Harms Way - PSTHMN [EP] (Cover Artwork)

Harms Way

PSTHMN [EP] (2019)

Metal Blade Records

When Chicago’s Harms Way dropped Post Human in 2018, it was lauded for its heavy, apocalyptic themes and its industrialized shredding of what a hardcore album could be. Taking it one step further, PSTHMN, an EP of remixes from the album, chips away at formula and precedence even more.

Not long after the “hardcore” moniker was given to the more aggressive subgenre of punk, the same name was given to a similar brand of electronica (or techno, or EDM, or whatever the kids are calling it now). Very closely aligned and eventually simply merging with Industrial, the genre would be responsible for acts from Front 242 to KMFDM to Nine Inch Nails. It’s this industrial sound that inspired Post Human and comes center stage on PSTHMN.
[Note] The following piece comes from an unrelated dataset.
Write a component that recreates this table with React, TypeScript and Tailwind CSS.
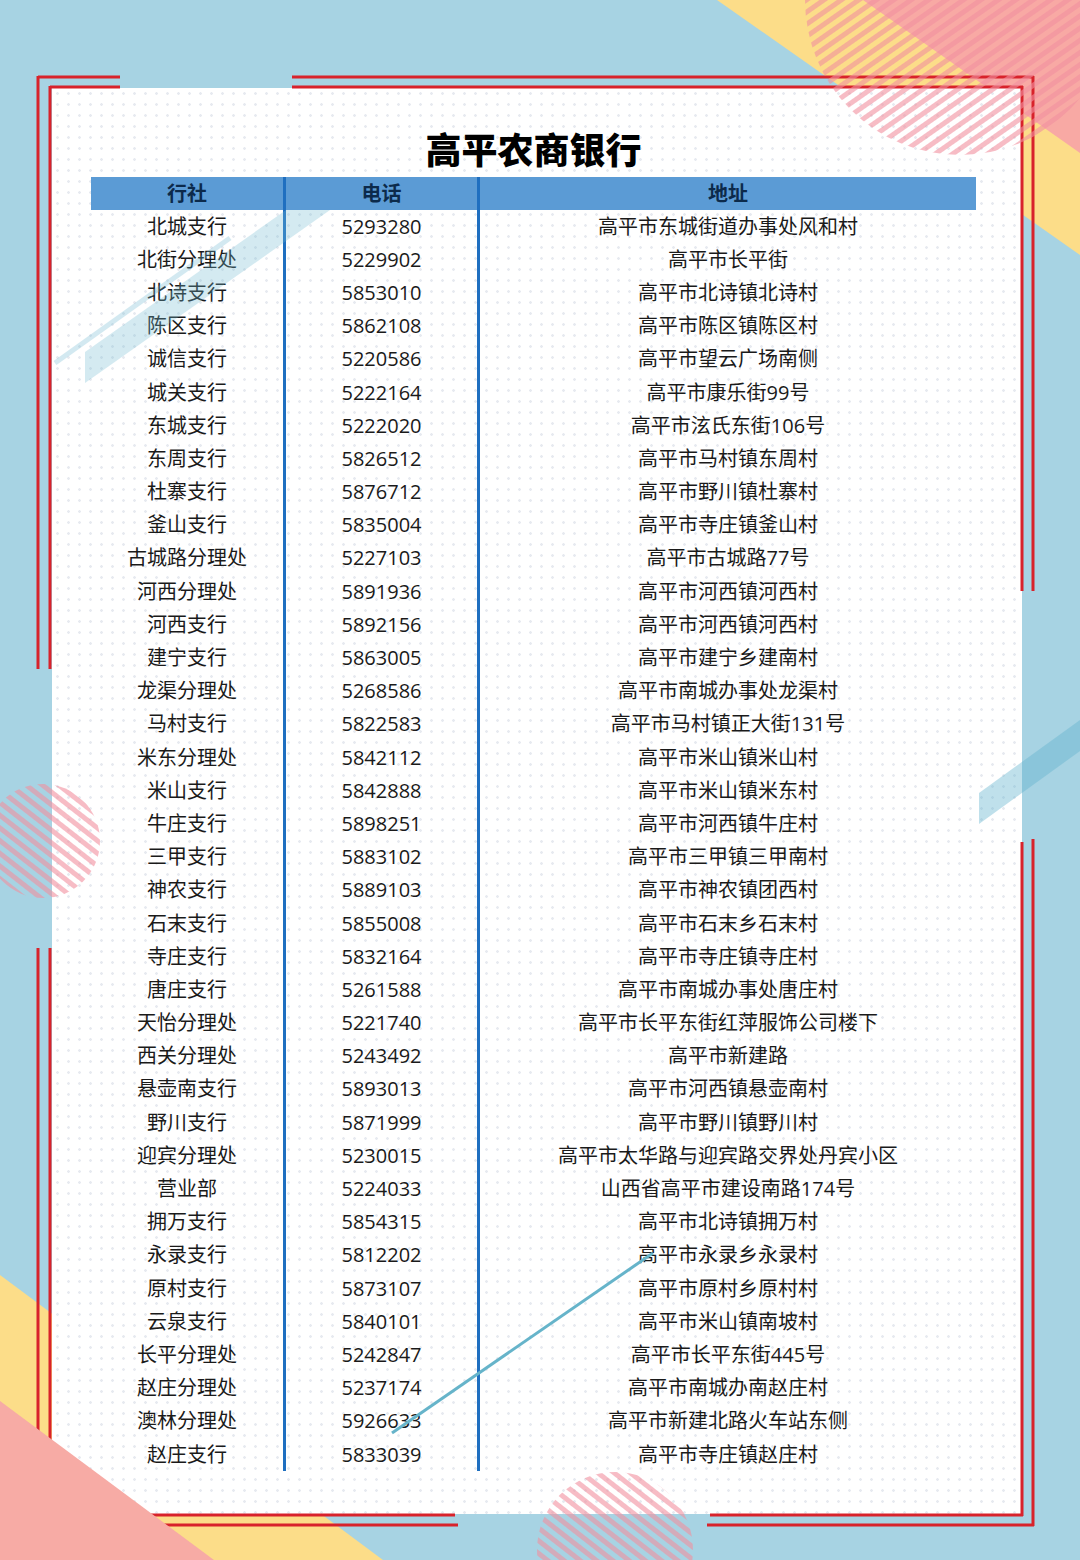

“Call My Name”, as remixed by Justin Broadrick, keeps true to the original arrangement of the song, adding subtle drum machine breakbeats, squeaky filters, and bringing the vocals much lower in the mix while adding plenty of reverb, resulting in a deepened sense of isolation; a recurring theme across Post Human.

The original version of “The Gift” was perhaps the most truly industrial cut on that record. Reminiscent of the sparse, grinding atmospheres of Skinny Puppy or Cubanate, Andrew Nolan’s take didn’t need to stray too far from the source material. His version is much darker sounding, and he adds some sine wave hits, a creepy backing vocal, and length, but not much else. Perhaps a source with more to work with, such as “Last Man” or “Dissect Me” would have been better served here.

On “Unreality”, Casey Soyk gives us the biggest transformation of the whole set. While the Post Human version was straight-up metalcore, Soyk breaks down the elements of the original and pieces them back in a way thats nearly unrecognizable. Which, in my opinion, is what makes for a great remix. The vocal track is chopped up and slowed down. The guitars get tuned down and moved to the back, making room for Soyk’s wall of feedback, synth hits, and flanged screams.

Sanford Parker’s “Temptation” begins with vague pieces of the original lyrics hanging on for dear life within a sea of tribal beats and swirling synths. At about the halfway point, after decaying everything to nearly a full stop, the beat comes back in double time, and James Pligge’s repeated titular refrain blends into the wall of beats and noise hits. This one would not have been out of place on Nine Inch Nails’ Broken.

PSTHMN is a wonderful accompaniment to an already groundbreaking album. It’s dark, noisy, and experimental. Harms Way continues to produce music that refuses to be pigeonholed.